Brian Fetting with the core of Rush Recycling’s production team, Albert Gwaza and Sibusiso Nkqayi, at the company’s plant in Wadeville

Rush Recycling separates aluminum from ABS, HIPS

RUSH Recycling, which specializes in the separation of aluminium foil from thermoformed plastic sheeting, has put its plant into operation in a venture that has the potential to be a first for South Africa.

Based in Wadeville, Johannesburg, Rush is a startup venture by Brian Fetting which is recycling material which up until now has gone to landfill in bulk. It is processing high-impact polystyrene (HIPS) and ABS production scrap from a number of Gauteng dairy container manufacturers and separating the container material and aluminium foil using a technology that is still gathering market traction.

The process involves separating the plastic sheet from which the yoghurt or other dairy product containers are thermoformed and the aluminium foil used to seal the contents (that is to say that it is not recycling the containers themselves).

Even though only a small portion of the total material used is actually metal, neither the production scrap or the containers themselves were being recycled for exactly the reason that the aluminium could not be separated.

The foil separation system in use was originally developed by one of the waste management groups, which had based its design on similar models used in Europe and the Far East. A fairly substantial quantity of the substrate material (foil heat-sealed on to HIPS or ABS) had been built up at the waste business’s yard, but after the separation system processed the 30 tons surprisingly quickly, the machine was left to gather dust.
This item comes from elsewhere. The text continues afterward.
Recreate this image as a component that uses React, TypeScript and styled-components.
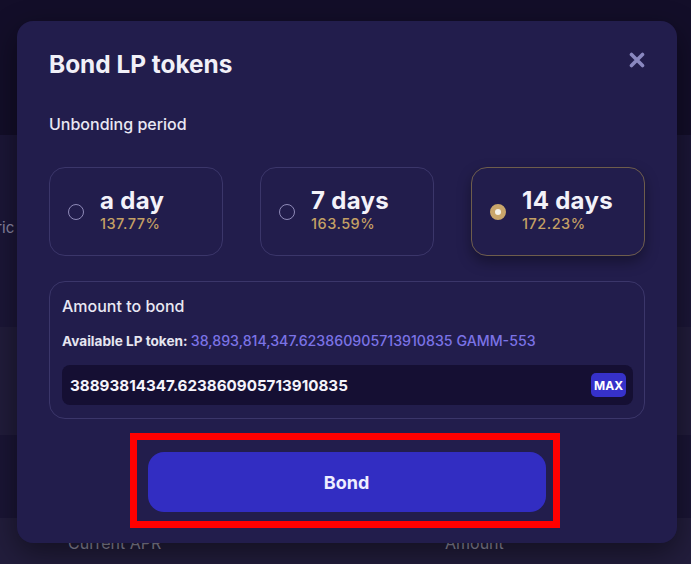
import styled, { createGlobalStyle } from 'styled-components';

const GlobalStyle = createGlobalStyle`
  html, body {
    margin: 0;
    padding: 0;
    background: #130e29;
  }
  body {
    font-family: Inter, "Noto Sans", "Liberation Sans", sans-serif;
    color: #ecebf5;
  }
  * { box-sizing: border-box; }
`;

type Period = { label: string; apr: string; selected?: boolean };

const periods: Period[] = [
  { label: 'a day', apr: '137.77%' },
  { label: '7 days', apr: '163.59%' },
  { label: '14 days', apr: '172.23%', selected: true },
];

const CloseIcon = () => (
  <svg width="16" height="16" viewBox="0 0 16 16" fill="none">
    <path d="M2.5 2.5L13.5 13.5M13.5 2.5L2.5 13.5" stroke="#8a88c0" strokeWidth="3.6" strokeLinecap="round" />
  </svg>
);

const App = () => {
  return (
    <>
      <GlobalStyle />
      <Screen>
        <Page>
          <TopBar />
          <Row $tone="#1b1637" $height={192}>
            <RowLabel>Metric</RowLabel>
          </Row>
          <Row $tone="#211c3b" $height={108} />
          <Row $tone="#1a1535" $height={83} />
          <TableHead>
            <HeadCell $width={377}>Current APR</HeadCell>
            <HeadCell>Amount</HeadCell>
          </TableHead>
        </Page>

        <Modal>
          <TitleRow>
            <Title>Bond LP tokens</Title>
            <CloseButton aria-label="close">
              <CloseIcon />
            </CloseButton>
          </TitleRow>

          <SectionLabel>Unbonding period</SectionLabel>

          <Options>
            {periods.map((p) => (
              <Option key={p.label} $selected={p.selected}>
                <Radio $selected={p.selected} />
                <OptionText>
                  <OptionLabel>{p.label}</OptionLabel>
                  <OptionApr>{p.apr}</OptionApr>
                </OptionText>
              </Option>
            ))}
          </Options>

          <AmountBox>
            <AmountTitle>Amount to bond</AmountTitle>
            <Available>
              Available LP token: <AvailableValue>38,893,814,347.623860905713910835 GAMM-553</AvailableValue>
            </Available>
            <InputRow>
              <AmountValue>38893814347.623860905713910835</AmountValue>
              <MaxButton>MAX</MaxButton>
            </InputRow>
          </AmountBox>

          <Footer>
            <Highlight>
              <BondButton>Bond</BondButton>
            </Highlight>
          </Footer>
        </Modal>
      </Screen>
    </>
  );
};

const Screen = styled.div`
  position: relative;
  width: 691px;
  height: 564px;
  overflow: hidden;
`;

const Page = styled.div`
  display: flex;
  flex-direction: column;
  height: 100%;
`;

const TopBar = styled.div`
  height: 135px;
  background: #130e29;
`;

const Row = styled.div<{ $tone: string; $height: number }>`
  height: ${(p) => p.$height}px;
  background: ${(p) => p.$tone};
  display: flex;
  align-items: center;
  padding-bottom: 8px;
`;

const RowLabel = styled.span`
  margin-left: -31px;
  font-size: 15px;
  color: #8a87a3;
`;

const TableHead = styled.div`
  flex: 1;
  background: #221d3c;
  display: flex;
  padding: 15px 0 0 68px;
`;

const HeadCell = styled.span<{ $width?: number }>`
  width: ${(p) => (p.$width ? `${p.$width}px` : 'auto')};
  font-size: 16px;
  line-height: 20px;
  color: #8e8ca0;
`;

const Modal = styled.div`
  position: absolute;
  top: 21px;
  left: 17px;
  width: 660px;
  height: 522px;
  background: #221d4c;
  border-radius: 16px;
  padding: 28px 32px 15px;
  display: flex;
  flex-direction: column;
  box-shadow: 0 10px 30px rgba(0, 0, 0, 0.45);
`;

const TitleRow = styled.div`
  display: flex;
  justify-content: space-between;
  align-items: center;
  height: 29px;
`;

const Title = styled.h2`
  margin: 0;
  font-size: 24.4px;
  line-height: 30px;
  font-weight: 700;
  color: #f1f0f8;
`;

const CloseButton = styled.button`
  display: flex;
  background: none;
  border: none;
  padding: 0;
  margin: -8px 0 0 0;
  cursor: pointer;
`;

const SectionLabel = styled.div`
  margin-top: 36px;
  font-size: 16px;
  line-height: 20px;
  font-weight: 500;
  color: #e9e8f3;
`;

const Options = styled.div`
  margin-top: 33px;
  display: grid;
  grid-template-columns: repeat(3, 174px);
  justify-content: space-between;
`;

const Option = styled.div<{ $selected?: boolean }>`
  height: 89px;
  border-radius: 16px;
  border: 1px solid ${(p) => (p.$selected ? '#6e5d4c' : '#3b366a')};
  box-shadow: ${(p) => (p.$selected ? '0 6px 14px rgba(0, 0, 0, 0.35)' : 'none')};
  display: flex;
  align-items: center;
  gap: 16px;
  padding: 0 0 4px 18px;
`;

const Radio = styled.span<{ $selected?: boolean }>`
  width: 16px;
  height: 16px;
  border-radius: 50%;
  flex: none;
  margin-top: 4px;
  box-sizing: border-box;
  border: ${(p) => (p.$selected ? '5px solid #c9a66b' : '1.5px solid #8f8ab8')};
  background: ${(p) => (p.$selected ? '#f5f2ea' : 'transparent')};
`;

const OptionText = styled.div`
  display: flex;
  flex-direction: column;
`;

const OptionLabel = styled.span`
  font-size: 24px;
  line-height: 28px;
  font-weight: 700;
  letter-spacing: 0.3px;
  color: #f3f2f9;
`;

const OptionApr = styled.span`
  font-size: 14.5px;
  line-height: 18px;
  font-weight: 500;
  letter-spacing: 0.5px;
  color: #c4a064;
`;

const AmountBox = styled.div`
  margin-top: 25px;
  border: 1px solid #3b366a;
  border-radius: 16px;
  padding: 14px 11px 13px 12px;
  display: flex;
  flex-direction: column;
`;

const AmountTitle = styled.div`
  font-size: 16px;
  line-height: 20px;
  font-weight: 500;
  color: #e9e8f3;
`;

const Available = styled.div`
  margin-top: 17px;
  font-size: 13.6px;
  line-height: 16px;
  font-weight: 700;
  color: #e6e5f0;
`;

const AvailableValue = styled.span`
  font-size: 14.2px;
  font-weight: 500;
  color: #7b73e6;
`;

const InputRow = styled.div`
  margin-top: 16px;
  height: 40px;
  border-radius: 8px;
  background: #150f33;
  display: flex;
  align-items: center;
  justify-content: space-between;
  padding: 0 7px 0 8px;
`;

const AmountValue = styled.span`
  font-size: 15.2px;
  font-weight: 700;
  color: #f5f4fb;
`;

const MaxButton = styled.button`
  width: 35px;
  height: 24px;
  border: none;
  border-radius: 5px;
  background: #3631c9;
  color: #ffffff;
  font-family: inherit;
  font-size: 12px;
  font-weight: 700;
  padding: 0;
`;

const Footer = styled.div`
  margin-top: auto;
  display: flex;
  justify-content: center;
  padding-right: 5px;
`;

const Highlight = styled.div`
  border: 7px solid #ff0000;
  padding: 12px 7px 9px 11px;
`;

const BondButton = styled.button`
  display: block;
  width: 398px;
  height: 60px;
  border: none;
  border-radius: 16px;
  background: #322dc2;
  color: #eeeeff;
  font-family: inherit;
  font-size: 18px;
  font-weight: 700;
  cursor: pointer;
`;

export default App;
That was where Fetting entered the picture. Having spent his career to date in plastic container production, mainly of larger sizes, Fetting had been obligated to start again. He founded Rush Recycling, as an offshoot of his daughter Robyn’s, Rush Design business, in October 2019 … just in time for the new business’s growth pangs to run into the Covid-19 induced economic contraction, a dismal time for any new venture.

But besides Rush’s committed staff, Fetting’s advantage has been the fact that he is familiar with the polymers at play in the container manufacturing process, and specifically their behaviour in relation to metal.

The machine employed was designed by Joburg injection moulding fundi Karl Seidel and built in China. According to Fetting, the system can separate ABS or HIPS from aluminium foil as well as paper from metal foil. If successful, and the pointers at this stage suggest that this will be the case; the technology will fill an important market need (large volumes of plastic containers are not being recycled as the metal component prevents processing).

The company at first operated from the East Rand but moved to Wadeville in mid-2020 to be closer to its customers, which are essentially dairy businesses and potentially other plastic convertors which supply the dairy sector, or for that matter any manufacturer processing polymers which are sealed to metal substrates. The technology operates optimally where the polymer and metal are joined by heat sealing, but Rush has also trialled substrates where the foil is attached by adhesive unsuccessfully, and one of the goals presently is to overcome this challenge too.

At this stage Fetting is involved in extending Rush’s footprint and improving efficiencies so it can push greater volumes through. Plans are underway to secure materials used in pharmaceutical packaging (blister packs, ointment tubes, etc) and aluminium coffee pods. It is selling the resulting materials – the recycled polymer materials and metal fraction – into a variety of surprising applications.